Vesting and Exercise of Awards
The exercise price of stock options and SARs granted under the 2011 EIP may not be less than the fair
market value of the common stock on the date of grant. The term of any stock option or SAR may not be longer
than 10 years. For other types of awards under the 2011 EIP, the compensation committee will determine the
vesting and exercisability (or settlement) terms for each award, including the establishment of any performance
vesting criteria.
Eligibility Under Section 162(m)
Stockholder approval of the 2011 EIP is designed to constitute approval of the plan’s material features for
purposes of Section 162(m) of the Tax Code. Awards may, but need not, include performance criteria that satisfy
Section 162(m). To the extent that awards are intended to qualify as “performance-based compensation” under
Section 162(m), the performance criteria will be based on stock price appreciation (in the case of options or
SARs) or on one or more of the other factors set forth in Section 13(kk) of the 2011 EIP (which may be adjusted
as provided in the plan), applied on a Company-wide basis, with respect to one or more business units, divisions,
affiliates, or business segments, and in either absolute terms or relative to the performance of one or more
comparable companies or the performance of one or more relevant indices, in each case as specified by the
compensation committee in the award.
Transferability
Awards granted under the 2011 EIP are transferable only by will or the laws of descent and distribution, or
to the extent otherwise determined by the compensation committee. The compensation committee has sole
discretion to permit the transfer of an award.
Administration
The compensation committee, which is made up of a majority of independent directors, has been delegated
the authority by the board of directors to administer our equity compensation plans and will administer the 2011
EIP. The compensation committee, or a subcommittee thereof, will select the employees who receive awards,
when and how the awards are granted, what type or combination of types of awards to be granted, the provisions
of each award granted and the number of shares granted.

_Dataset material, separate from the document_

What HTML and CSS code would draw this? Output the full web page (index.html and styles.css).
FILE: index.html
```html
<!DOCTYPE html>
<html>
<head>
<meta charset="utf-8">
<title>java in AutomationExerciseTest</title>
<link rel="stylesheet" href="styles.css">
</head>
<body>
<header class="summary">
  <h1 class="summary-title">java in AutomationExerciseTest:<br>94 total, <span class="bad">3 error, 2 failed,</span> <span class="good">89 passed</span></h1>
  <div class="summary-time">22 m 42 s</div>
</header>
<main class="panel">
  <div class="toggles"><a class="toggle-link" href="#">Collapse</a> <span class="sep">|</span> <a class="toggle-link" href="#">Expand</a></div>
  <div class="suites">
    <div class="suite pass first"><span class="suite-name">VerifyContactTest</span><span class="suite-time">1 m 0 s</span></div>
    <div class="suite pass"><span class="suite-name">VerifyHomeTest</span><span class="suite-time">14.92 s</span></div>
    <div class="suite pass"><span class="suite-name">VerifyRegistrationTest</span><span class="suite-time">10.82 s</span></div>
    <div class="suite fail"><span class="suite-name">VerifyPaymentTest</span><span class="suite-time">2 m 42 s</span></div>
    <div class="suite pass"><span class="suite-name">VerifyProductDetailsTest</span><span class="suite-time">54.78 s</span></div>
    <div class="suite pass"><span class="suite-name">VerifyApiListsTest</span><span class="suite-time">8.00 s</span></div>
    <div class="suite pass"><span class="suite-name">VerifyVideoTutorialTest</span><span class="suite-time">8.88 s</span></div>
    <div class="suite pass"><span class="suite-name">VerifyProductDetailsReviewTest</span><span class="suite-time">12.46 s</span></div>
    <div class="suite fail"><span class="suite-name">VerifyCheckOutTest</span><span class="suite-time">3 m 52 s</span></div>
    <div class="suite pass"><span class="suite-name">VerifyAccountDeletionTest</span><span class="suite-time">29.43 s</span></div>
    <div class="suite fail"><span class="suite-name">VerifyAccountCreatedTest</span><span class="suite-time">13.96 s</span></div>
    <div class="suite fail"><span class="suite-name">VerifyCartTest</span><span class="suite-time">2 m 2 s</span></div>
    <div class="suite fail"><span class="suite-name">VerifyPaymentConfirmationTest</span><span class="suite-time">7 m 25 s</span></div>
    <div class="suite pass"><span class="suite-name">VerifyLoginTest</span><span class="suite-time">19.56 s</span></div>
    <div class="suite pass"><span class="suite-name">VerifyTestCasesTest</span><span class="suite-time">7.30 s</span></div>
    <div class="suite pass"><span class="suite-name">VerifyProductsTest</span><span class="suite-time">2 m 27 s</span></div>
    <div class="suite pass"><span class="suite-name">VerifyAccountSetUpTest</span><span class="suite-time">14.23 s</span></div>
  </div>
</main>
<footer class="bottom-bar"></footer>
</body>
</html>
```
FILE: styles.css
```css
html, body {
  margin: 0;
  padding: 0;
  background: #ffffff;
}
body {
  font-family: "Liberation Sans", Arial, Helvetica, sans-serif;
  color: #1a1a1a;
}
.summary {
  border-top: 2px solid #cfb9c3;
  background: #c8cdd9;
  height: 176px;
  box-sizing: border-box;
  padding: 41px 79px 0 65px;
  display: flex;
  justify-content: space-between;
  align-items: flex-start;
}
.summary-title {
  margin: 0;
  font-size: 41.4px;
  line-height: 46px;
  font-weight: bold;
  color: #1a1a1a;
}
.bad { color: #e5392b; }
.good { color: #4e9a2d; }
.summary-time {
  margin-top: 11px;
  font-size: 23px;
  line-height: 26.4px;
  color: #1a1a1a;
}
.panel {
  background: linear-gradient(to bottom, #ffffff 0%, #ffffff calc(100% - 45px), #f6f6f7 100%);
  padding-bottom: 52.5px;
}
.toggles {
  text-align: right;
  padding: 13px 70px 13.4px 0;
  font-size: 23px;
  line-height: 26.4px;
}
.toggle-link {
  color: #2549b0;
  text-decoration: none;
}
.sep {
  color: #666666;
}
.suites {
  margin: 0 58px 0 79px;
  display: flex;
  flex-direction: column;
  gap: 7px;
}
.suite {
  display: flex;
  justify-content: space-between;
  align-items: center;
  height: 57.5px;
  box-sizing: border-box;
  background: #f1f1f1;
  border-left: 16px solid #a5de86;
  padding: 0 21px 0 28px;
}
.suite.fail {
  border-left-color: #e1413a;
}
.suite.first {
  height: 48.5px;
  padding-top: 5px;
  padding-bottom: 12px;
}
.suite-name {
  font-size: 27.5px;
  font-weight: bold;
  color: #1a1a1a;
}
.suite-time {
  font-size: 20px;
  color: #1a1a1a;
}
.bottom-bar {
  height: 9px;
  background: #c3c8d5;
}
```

The compensation committee may interpret the 2011
EIP and awards granted under it and establish, amend and revoke any rules relating to the 2011 EIP. The
compensation committee may delegate to a committee of one or more directors the ability to grant awards and
take certain other actions with respect to participants who are not executive officers, and may delegate certain
administrative or ministerial functions under the 2011 EIP to an officer or officers. The compensation committee
has delegated authority to a committee consisting of the Chief Executive Officer (“NEOSAC”) to grant awards to
non-executive employees within limits and a budget pre-approved by the compensation committee.